On the talk show, which took place with two of the
guests there in the studio with the host --both  the
London correspondent for Qatari satellite channel
Al-Jazeera, and a Middle East analyst named Hazhir
Toumonian. The other two guests -- veteran Middle East
correspondent Robert Fisk, and a Palestinian media
commentator -- were live via satellite from their
respective locations in Beirut and Jerusalem.

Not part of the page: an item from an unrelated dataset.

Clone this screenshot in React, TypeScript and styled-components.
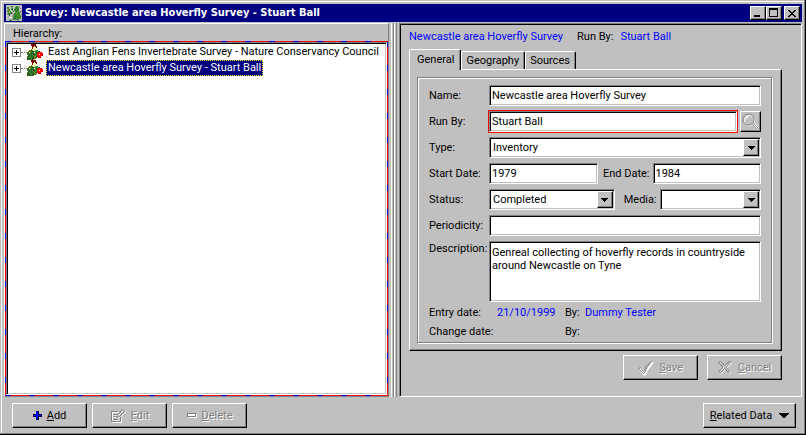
import React from "react";
import styled, { createGlobalStyle, css } from "styled-components";

const face = "#c0c0c0";
const shade = "#808080";
const navy = "#000080";
const link = "#0000ff";

const GlobalStyle = createGlobalStyle`
  *, *::before, *::after { box-sizing: border-box; }
  body {
    margin: 0;
    background: ${face};
    color: #000;
    font: 11px/13px Roboto, "Liberation Sans", sans-serif;
  }
  button, input, select, textarea { font: inherit; color: inherit; border-radius: 0; margin: 0; }
`;

const raised = css`
  border: 1px solid;
  border-color: #fff #000 #000 #fff;
  box-shadow: inset -1px -1px ${shade};
  background: ${face};
`;

const sunken = css`
  border: 1px solid;
  border-color: ${shade} #fff #fff ${shade};
  box-shadow: inset 1px 1px #000, inset -1px -1px ${face};
  background: #fff;
`;

/* ---------- window ---------- */

const Window = styled.div`
  display: flex;
  flex-direction: column;
  min-height: 100vh;
  padding: 4px 4px 2px;
  background: ${face};
  box-shadow: inset -1px -1px #000, inset -2px -2px ${shade}, inset 1px 1px ${face},
    inset 2px 2px #fff;
`;

const TitleBar = styled.header`
  display: flex;
  align-items: center;
  height: 18px;
  padding: 0 2px;
  margin-bottom: 1px;
  background: ${navy};
  color: #fff;
`;

const Title = styled.h1`
  flex: 1;
  margin: 0 0 0 3px;
  font: bold 11px/16px "DejaVu Sans Condensed", "DejaVu Sans", sans-serif;
  white-space: nowrap;
  overflow: hidden;
`;

const CaptionButton = styled.button<{ $apart?: boolean }>`
  ${raised}
  display: grid;
  place-items: center;
  width: 16px;
  height: 14px;
  padding: 0;
  margin-left: ${(p) => (p.$apart ? "2px" : "0")};
  color: #000;
`;

const Panes = styled.main`
  display: flex;
  flex: 1;
`;

/* ---------- hierarchy ---------- */

const TreePane = styled.section`
  display: flex;
  flex-direction: column;
  flex: 0 1 385px;
  min-width: 0;
  border: 1px solid;
  border-color: #fff ${shade} ${shade} #fff;
`;

const TreeTitle = styled.h2`
  margin: 0;
  padding: 3px 8px 1px;
  font: inherit;
`;

const dash = (dir: string) => `repeating-linear-gradient(${dir}, ${link} 0 6px, #f00 6px 24px)`;

const TreeFrame = styled.div`
  display: flex;
  flex: 1;
  padding: 1px;
  background: ${dash("to right")} 0 0 / 100% 1px no-repeat,
    ${dash("to right")} 0 100% / 100% 1px no-repeat,
    ${dash("to bottom")} 0 0 / 1px 100% no-repeat,
    ${dash("to bottom")} 100% 0 / 1px 100% no-repeat;
`;

const Tree = styled.ul`
  ${sunken}
  flex: 1;
  min-width: 0;
  margin: 0;
  padding: 1px;
  list-style: none;
`;

const TreeItem = styled.li`
  display: flex;
  align-items: center;
  height: 16px;
  padding-left: 4px;
`;

const Expander = styled.button`
  display: grid;
  place-items: center;
  width: 9px;
  height: 9px;
  padding: 0;
  border: 1px solid ${shade};
  background: #fff;
`;

const Connector = styled.span`
  width: 6px;
  border-top: 1px dotted ${shade};
`;

const TreeLabel = styled.button<{ $selected?: boolean }>`
  height: 16px;
  margin-left: 3px;
  padding: 0 1px;
  line-height: 14px;
  white-space: nowrap;
  text-align: left;
  border: 1px ${(p) => (p.$selected ? "dotted #ffff00" : "solid transparent")};
  background: ${(p) => (p.$selected ? navy : "transparent")};
  && { color: ${(p) => (p.$selected ? "#fff" : "#000")}; }
`;

const Splitter = styled.div`
  flex: none;
  width: 10px;
  padding: 0 2px;
  display: flex;
  &::before, &::after {
    content: "";
    width: 3px;
    border-left: 1px solid #fff;
    border-right: 1px solid ${shade};
  }
`;

/* ---------- details ---------- */

const DetailPane = styled.section`
  flex: 1;
  min-width: 0;
  padding: 4px 19px 8px 8px;
  border: 1px solid;
  border-color: ${shade} #fff #fff ${shade};
  box-shadow: inset 1px 1px #000;
`;

const Summary = styled.p`
  display: flex;
  margin: 0 0 6px 1px;
  padding-top: 2px;
  white-space: nowrap;
`;

const Blue = styled.span`
  color: ${link};
`;

const SummaryLabel = styled.span`
  margin: 0 7px 0 14px;
`;

const TabList = styled.div`
  display: flex;
  align-items: flex-end;
  margin-left: 1px;
`;

const Tab = styled.button<{ $active?: boolean }>`
  position: relative;
  height: ${(p) => (p.$active ? "21px" : "18px")};
  margin-bottom: ${(p) => (p.$active ? "-1px" : "0")};
  z-index: ${(p) => (p.$active ? 1 : 0)};
  padding: ${(p) => (p.$active ? "0 6px 1px 7px" : "0 5px 0 4px")};
  border: solid;
  border-width: 1px 1px 0 1px;
  border-color: #fff #000 #fff #fff;
  border-radius: 2px 2px 0 0;
  box-shadow: inset -1px 0 ${shade};
  background: ${face};
`;

const TabPage = styled.div`
  margin-left: 1px;
  padding: 7px 9px 7px 7px;
  ${raised}
`;

const Group = styled.div`
  display: flex;
  flex-direction: column;
  gap: 5px;
  padding: 7px 10px 1px 11px;
  border: 1px solid ${shade};
  box-shadow: 1px 1px #fff, inset 1px 1px #fff;
`;

const Row = styled.div<{ $top?: boolean }>`
  display: flex;
  align-items: ${(p) => (p.$top ? "flex-start" : "center")};
`;

const Label = styled.label`
  flex: 0 0 60px;
  white-space: nowrap;
`;

const TopLabel = styled(Label)`
  padding-top: 1px;
`;

const InnerLabel = styled.label<{ $width: number }>`
  flex: 0 0 ${(p) => p.$width}px;
  padding-right: 3px;
  text-align: right;
  white-space: nowrap;
`;

const TextField = styled.input`
  ${sunken}
  flex: 1 1 0;
  min-width: 0;
  height: 21px;
  padding: 0 2px;
  outline: 0;
`;

const RequiredFrame = styled.div`
  display: flex;
  flex: 1;
  min-width: 0;
  margin-left: -1px;
  margin-right: 2px;
  border: 1px solid #f00;
`;

const RequiredField = styled(TextField)`
  padding-bottom: 1px;
`;

const RunByRow = styled(Row)`
  height: 21px;
`;

const LookupButton = styled.button`
  ${raised}
  display: grid;
  place-items: center;
  width: 21px;
  height: 21px;
  padding: 0;
`;

const Picker = styled.div<{ $grow: number }>`
  ${sunken}
  display: grid;
  grid-template-columns: 1fr 16px;
  flex: ${(p) => p.$grow} 1 0;
  min-width: 0;
  height: 21px;
  padding: 1px;
`;

const PickerSelect = styled.select`
  grid-area: 1 / 1 / 2 / 3;
  appearance: none;
  min-width: 0;
  padding: 0 18px 0 2px;
  border: 0;
  outline: 0;
  background: transparent;
`;

const PickerArrow = styled.span`
  grid-area: 1 / 2 / 2 / 3;
  ${raised}
  display: grid;
  place-items: center;
  pointer-events: none;
`;

const Memo = styled.textarea`
  ${sunken}
  flex: 1;
  min-width: 0;
  height: 61px;
  padding: 4px 2px;
  resize: none;
  outline: 0;
`;

const Audit = styled.dl`
  display: grid;
  grid-template-columns: 68px 68px 20px 1fr;
  grid-auto-rows: 19px;
  align-items: center;
  margin: -4px 0 0;
  white-space: nowrap;
`;

const AuditValue = styled.dd`
  margin: 0;
  color: ${link};
`;

const Actions = styled.div`
  display: flex;
  justify-content: flex-end;
  gap: 9px;
  margin-top: 4px;
`;

/* ---------- buttons ---------- */

const PushButton = styled.button<{ $wide?: boolean }>`
  ${raised}
  display: flex;
  align-items: center;
  justify-content: center;
  gap: ${(p) => (p.$wide ? "7px" : "5px")};
  width: ${(p) => (p.$wide ? "93px" : "75px")};
  height: 25px;
  padding: 0;
  white-space: nowrap;
  &:disabled {
    color: ${shade};
    text-shadow: 1px 1px #fff;
  }
`;

const Footer = styled.footer`
  display: flex;
  gap: 5px;
  padding: 6px 6px 5px 8px;
`;

const Spacer = styled.span`
  flex: 1;
`;

/* ---------- drawings ---------- */

const palette: Record<string, string> = {
  k: "#000000",
  b: "#800000",
  r: "#ff0000",
  g: "#2e8b2e",
  d: "#24502c",
  o: "#808000",
  y: "#ffff80",
  w: "#ffffff",
  s: "#808080",
  l: "#c0c0c0",
  t: "#5c9c8c",
};

const hoverfly = [
  "....bbbbb.......",
  "....bbbbb.......",
  ".....bbybb......",
  ".....bywyb......",
  ".....bwywy......",
  "....o.ywyww.....",
  "..oodgyyggg.....",
  ".odgoddgggggd...",
  "odwgdgdwggdrrrr.",
  "dgodgddgodrrrrrr",
  "gdogdgddggrrwrrr",
  ".ddgdgodggrrrrrr",
  "odggdgdoodrrrrw.",
  "dgdogddood.rrr..",
  "ddgdgddgd.......",
  "bgddgdo.........",
];

const britain = [
  "llllllllllllllll",
  "lllllgglllgglsll",
  "lggllolllgggglll",
  "lgolltgllggdglsl",
  "llgolgdlgdogglll",
  "lsgglltlgggdglll",
  "lgolgllglggoglss",
  "llglgolllgggggsl",
  "logggdslogogggll",
  "llgdlllsggggogls",
  "llldlllsgggogggl",
  "lllllllggdgggogs",
  "llswwllgggogdggl",
  "lllllllgdggggogl",
  "llllslogsggggllp",
  "lllggslllllsslll",
];

function Pixels({ rows }: { rows: string[] }) {
  return (
    <svg width="16" height="16" viewBox="0 0 16 16" shapeRendering="crispEdges" aria-hidden="true">
      {rows.flatMap((row, y) =>
        [...row].map((c, x) =>
          c === "." ? null : (
            <rect key={`${x}-${y}`} x={x} y={y} width="1" height="1" fill={palette[c] ?? face} />
          ),
        ),
      )}
    </svg>
  );
}

const MinimizeGlyph = () => (
  <svg width="10" height="10" shapeRendering="crispEdges" aria-hidden="true">
    <path d="M1 7h6v2H1z" />
  </svg>
);

const MaximizeGlyph = () => (
  <svg width="10" height="10" shapeRendering="crispEdges" aria-hidden="true">
    <path fillRule="evenodd" d="M0 0h9v9H0zM1 2v6h7V2z" />
  </svg>
);

const CloseGlyph = () => (
  <svg width="8" height="7" shapeRendering="crispEdges" aria-hidden="true">
    <path d="M0 0h2v1H0zM6 0h2v1H6zM1 1h2v1H1zM5 1h2v1H5zM2 2h4v1H2zM3 3h2v1H3zM2 4h4v1H2zM1 5h2v1H1zM5 5h2v1H5zM0 6h2v1H0zM6 6h2v1H6z" />
  </svg>
);

const PlusGlyph = () => (
  <svg width="7" height="7" shapeRendering="crispEdges" aria-hidden="true">
    <path d="M1 3h5v1H1zM3 1h1v5H3z" />
  </svg>
);

const DownGlyph = () => (
  <svg width="7" height="4" shapeRendering="crispEdges" aria-hidden="true">
    <path d="M0 0h7v1H0zM1 1h5v1H1zM2 2h3v1H2zM3 3h1v1H3z" />
  </svg>
);

const MenuGlyph = () => (
  <svg width="10" height="5" shapeRendering="crispEdges" aria-hidden="true">
    <path d="M0 0h10v1H0zM1 1h8v1H1zM2 2h6v1H2zM3 3h4v1H3zM4 4h2v1H4z" />
  </svg>
);

const AddGlyph = () => (
  <svg width="9" height="9" shapeRendering="crispEdges" aria-hidden="true">
    <path d="M3 0h3v3h3v3H6v3H3V6H0V3h3z" fill="#000040" />
    <path d="M4 1h1v3h3v1H5v3H4V5H1V4h3z" fill={link} />
    <path d="M3 1h2v3h3v1H5v3H3V5H1V4h2z" fill={link} />
  </svg>
);

const DeleteGlyph = () => (
  <svg width="10" height="5" shapeRendering="crispEdges" aria-hidden="true">
    <path d="M1 1h9v4H1z" fill="#fff" />
    <path fillRule="evenodd" d="M0 0h9v4H0zM1 1v2h7V1z" fill={shade} />
  </svg>
);

const editLines = "M1.5 3.5H8M1.5 3.5v10h9V9M3.5 6.5h3M3.5 8.5h2M3.5 11.5h5M6.5 9.5l1-3 5-5 2 2-5 5zM10 4l2 2";

const EditGlyph = () => (
  <svg width="16" height="16" fill="none" aria-hidden="true">
    <path d={editLines} stroke="#fff" transform="translate(1 1)" />
    <path d={editLines} stroke={shade} />
  </svg>
);

const checkLines = "M.5 8.5l2-1 3 4q2-6 8.5-10.5q-5 5-8 12.5h-1z";

const SaveGlyph = () => (
  <svg width="16" height="16" fill="none" aria-hidden="true">
    <path d={checkLines} stroke="#fff" strokeWidth="2" transform="translate(1 1)" />
    <path d={checkLines} stroke={shade} />
  </svg>
);

const crossLines = "M.5 2.5l2-1 4 4 5-4 1 .5-4.5 5 4 4.5-1.5 1-4-4-4 4-1.5-1 4-4.5z";

const CancelGlyph = () => (
  <svg width="15" height="15" fill="none" aria-hidden="true">
    <path d={crossLines} stroke="#fff" transform="translate(1 1)" />
    <path d={crossLines} stroke={shade} />
  </svg>
);

const LensGlyph = () => (
  <svg width="17" height="17" fill="none" aria-hidden="true">
    <circle cx="7.5" cy="7.5" r="5" stroke="#fff" />
    <path d="M11.5 11.5l5 5M12.5 10.5l4 4" stroke="#fff" />
    <circle cx="6.5" cy="6.5" r="5.5" stroke={shade} />
    <path d="M10.5 11l5 5M11.5 10.5l5 5" stroke={shade} />
    <path d="M11.5 11.5l4 4" stroke="#fff" />
    <path d="M4 6.5Q4 4 6.5 4" stroke="#fff" />
  </svg>
);

/* ---------- page ---------- */

const surveys = [
  "East Anglian Fens Invertebrate Survey - Nature Conservancy Council",
  "Newcastle area Hoverfly Survey - Stuart Ball",
];

function DropDown({ id, options, grow = 1 }: { id: string; options: string[]; grow?: number }) {
  return (
    <Picker $grow={grow}>
      <PickerSelect id={id} defaultValue={options[0]}>
        {options.map((o) => (
          <option key={o}>{o}</option>
        ))}
      </PickerSelect>
      <PickerArrow>
        <DownGlyph />
      </PickerArrow>
    </Picker>
  );
}

export default function App() {
  const [selected, setSelected] = React.useState(1);
  const [tab, setTab] = React.useState("General");
  return (
    <>
      <GlobalStyle />
      <Window>
        <TitleBar>
          <Pixels rows={britain} />
          <Title>Survey: Newcastle area Hoverfly Survey - Stuart Ball</Title>
          <CaptionButton aria-label="Minimize">
            <MinimizeGlyph />
          </CaptionButton>
          <CaptionButton aria-label="Maximize">
            <MaximizeGlyph />
          </CaptionButton>
          <CaptionButton aria-label="Close" $apart>
            <CloseGlyph />
          </CaptionButton>
        </TitleBar>

        <Panes>
          <TreePane>
            <TreeTitle>Hierarchy:</TreeTitle>
            <TreeFrame>
              <Tree>
                {surveys.map((name, i) => (
                  <TreeItem key={name}>
                    <Expander aria-label={`Expand ${name}`}>
                      <PlusGlyph />
                    </Expander>
                    <Connector />
                    <Pixels rows={hoverfly} />
                    <TreeLabel $selected={i === selected} onClick={() => setSelected(i)}>
                      {name}
                    </TreeLabel>
                  </TreeItem>
                ))}
              </Tree>
            </TreeFrame>
          </TreePane>

          <Splitter />

          <DetailPane>
            <Summary>
              <Blue>Newcastle area Hoverfly Survey</Blue>
              <SummaryLabel>Run By:</SummaryLabel>
              <Blue>Stuart Ball</Blue>
            </Summary>
            <TabList role="tablist">
              {["General", "Geography", "Sources"].map((t) => (
                <Tab key={t} role="tab" aria-selected={t === tab} $active={t === tab} onClick={() => setTab(t)}>
                  {t}
                </Tab>
              ))}
            </TabList>
            <TabPage role="tabpanel">
              <Group>
                <Row>
                  <Label htmlFor="name">Name:</Label>
                  <TextField id="name" defaultValue="Newcastle area Hoverfly Survey" />
                </Row>
                <RunByRow>
                  <Label htmlFor="runby">Run By:</Label>
                  <RequiredFrame>
                    <RequiredField id="runby" defaultValue="Stuart Ball" />
                  </RequiredFrame>
                  <LookupButton aria-label="Find" disabled>
                    <LensGlyph />
                  </LookupButton>
                </RunByRow>
                <Row>
                  <Label htmlFor="type">Type:</Label>
                  <DropDown id="type" options={["Inventory"]} />
                </Row>
                <Row>
                  <Label htmlFor="start">Start Date:</Label>
                  <TextField id="start" defaultValue="1979" />
                  <InnerLabel htmlFor="end" $width={55}>
                    End Date:
                  </InnerLabel>
                  <TextField id="end" defaultValue="1984" />
                </Row>
                <Row>
                  <Label htmlFor="status">Status:</Label>
                  <DropDown id="status" options={["Completed"]} grow={5} />
                  <InnerLabel htmlFor="media" $width={45}>
                    Media:
                  </InnerLabel>
                  <DropDown id="media" options={[""]} grow={4} />
                </Row>
                <Row>
                  <Label htmlFor="period">Periodicity:</Label>
                  <TextField id="period" />
                </Row>
                <Row $top>
                  <TopLabel htmlFor="desc">Description:</TopLabel>
                  <Memo
                    id="desc"
                    defaultValue="Genreal collecting of hoverfly records in countryside around Newcastle on Tyne"
                  />
                </Row>
                <Audit>
                  <dt>Entry date:</dt>
                  <AuditValue>21/10/1999</AuditValue>
                  <dt>By:</dt>
                  <AuditValue>Dummy Tester</AuditValue>
                  <dt>Change date:</dt>
                  <AuditValue />
                  <dt>By:</dt>
                  <AuditValue />
                </Audit>
              </Group>
            </TabPage>
            <Actions>
              <PushButton disabled>
                <SaveGlyph />
                <span>
                  <u>S</u>ave
                </span>
              </PushButton>
              <PushButton disabled>
                <CancelGlyph />
                <span>
                  <u>C</u>ancel
                </span>
              </PushButton>
            </Actions>
          </DetailPane>
        </Panes>

        <Footer>
          <PushButton>
            <AddGlyph />
            <span>
              <u>A</u>dd
            </span>
          </PushButton>
          <PushButton disabled>
            <EditGlyph />
            <span>
              <u>E</u>dit
            </span>
          </PushButton>
          <PushButton disabled>
            <DeleteGlyph />
            <span>
              <u>D</u>elete
            </span>
          </PushButton>
          <Spacer />
          <PushButton $wide>
            <span>
              <u>R</u>elated Data
            </span>
            <MenuGlyph />
          </PushButton>
        </Footer>
      </Window>
    </>
  );
}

It didn't take long for the debate to become
interesting. A figure is mentioned -- that Al-Jazeera
boasts 35 million viewers in the Arab world and
abroad. This is the channel that broadcasts Osama bin
Laden's calls for jihad, and provides footage of
Afghanistan for most of the world's media right now.
Toumounian takes offense. He calls al-Jazeera a "nasty
little propaganda channel... nasty, brutal fanning the
flames of hatred for the West. You Arabs will pay the
price one day," he actually says.
The al-Jazeera correspondent sitting right next to him
remains calm.

The host has very little time, and no clear agenda --
the subject is too wide -- the format is too narrow --
everything has to be turned into sound bites. He
barely allows each guest to comment on some wildly
unrelated angle, then moves on to the next one.
Robert Fisk, the relatively pro-Arab writer from the
Independent,  doesn't think the Islamic world is
coming to terms with their Osama bin Ladens the same
way the US has come to terms with their Timothy
McVeighs.

Fisk says he thinks they key to what bin Laden wants
is an overthrow of the Saudi regime. He says he has
some insight on this matter since he's met bin Laden a
few times over the years.

Is airing bin Laden's call to kill Americans on TV
irresponsible, the host wants to know. Fisk points out that the tape was shown as is, no
questions asked, not like with Tony Blair where he had
to face questions.

There is barely enough time for the show to end on an
ominous note: "Is the propaganda war more important?"